Best-known for the acclaimed History of the World in 100 Objects, MacGregor is a highly original and effective communicator who brings to Living with the Gods the same intellectual ambition and cultural insight as was on display with earlier comparable projects ... many of the objects are extraordinary and allow one to connect with the multiple and diverse ways in which human beings have given expression to their collective ideas about human beings and their place in the world, particularly through material culture. One cannot but be captivated ... The analysis of...objects is quite general, and likely to frustrate some readers. However, the strength of the book is not in its detailed analysis of each object, but rather in its thoughtful and sometimes provocative reflections on religion and religiosity through this exceptional range of artifacts ... it provides a different kind of insight into these enduring and important themes.

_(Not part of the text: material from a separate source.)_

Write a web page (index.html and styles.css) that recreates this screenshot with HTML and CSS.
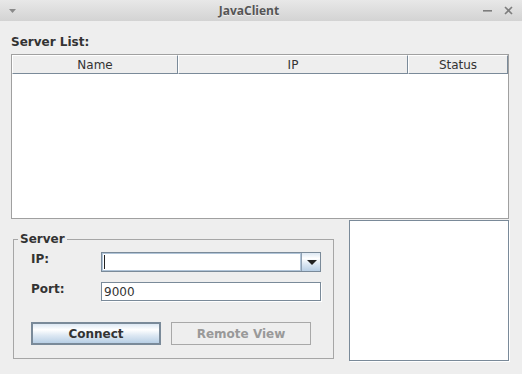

For the most part it does not disappoint ... the pictures are gorgeous, the choices MacGregor makes of what to write about are often surprising and therefore fresh ... the pictures and MacGregor’s contextualization of them are enough to make a very superior coffee-table book. I enjoyed the syncretic progression ... it’s all there, from Akhenaten to Zarathustra. Or mostly. It is very hard to illustrate atheism with objects unless you equate it, as MacGregor in essence does, with the failed experiments in revolutionary France or Russia ... I rather wonder too if MacGregor hasn’t underdone the flipside of religion. It’s not that it isn’t there, but it seems to me offset by a noble desire not to condemn ... Nor is there anything here about religion and sex, which is an omission that is hard to understand, since MacGregor is no prude ... Sometimes good just has to be enough.
The writing is clear and personable, and the illustrations nothing short of spectacular—230 images in both color and black and white. A fine popular work on the material history of religion.
... a whirlwind, though deeply satisfying, tour of the world’s religions ... This is a world-ranging book of sharp juxtapositions and surprises ... As good a comparative survey of religion as there is and a pleasure to contemplate.